Pero, por otra parte, no puedo evitar disfrutar de la vista tan inusual. El sol apenas está asomándose, y mientras las penumbras van desapareciendo poco a poco, poco a poco también va apareciendo la gente. No toda la gente, vale aclarar: son solo algunos, aquellos que se despiertan con la ciudad; aquellos que despiertan a la ciudad. Y mientras el sol sigue subiendo, estas personas-personajes van dejándose llevar, actuando casi por inercia, como bailando al compás de alguna canción muy lenta que se va volviendo más y más estridente.
Se cruzan sus caras de sueño, sus miradas, sus ojeras, alguna sonrisa, otro bostezo, y, por un instante, es como si todos fuéramos cómplices, parte de lo mismo: Nadie quiere despertarse temprano, y menos si es para tener que trabajar o estudiar estando todavía dormidos. Pero todos sabemos que no hay otra opción, y nos entendemos.

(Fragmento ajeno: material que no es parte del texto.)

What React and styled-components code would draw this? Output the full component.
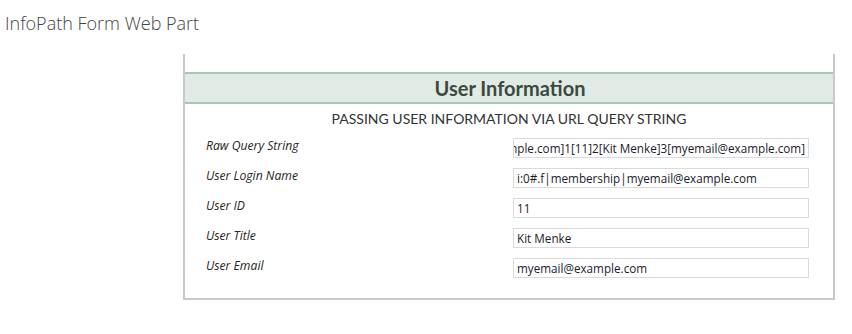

A la madrugada, cuando la ciudad comienza a despertarse, no hay gritos en las calles, no hay autos acelerando, frenando, tocando la bocina; incluso los que hablan se cuidan de no hacerlo en un tono muy fuerte. Eso es lo que me gusta de este viaje, de esta hora: ser un testigo y partícipe más de la ciudad que se despierta. Ver a la gente, con sus caras de sueño, dirigirse hacia donde se los necesita; algunas luces en algunas ventanas encenderse, al tiempo que se apagan las luces de la calle; y ver como se transforma todo. Pareciera que hay algo mágico en el aire a la mañana, que cuando el reloj marca las siete, entre el ajetreo, el ruido, y el apuro de la gente, es imposible percibir.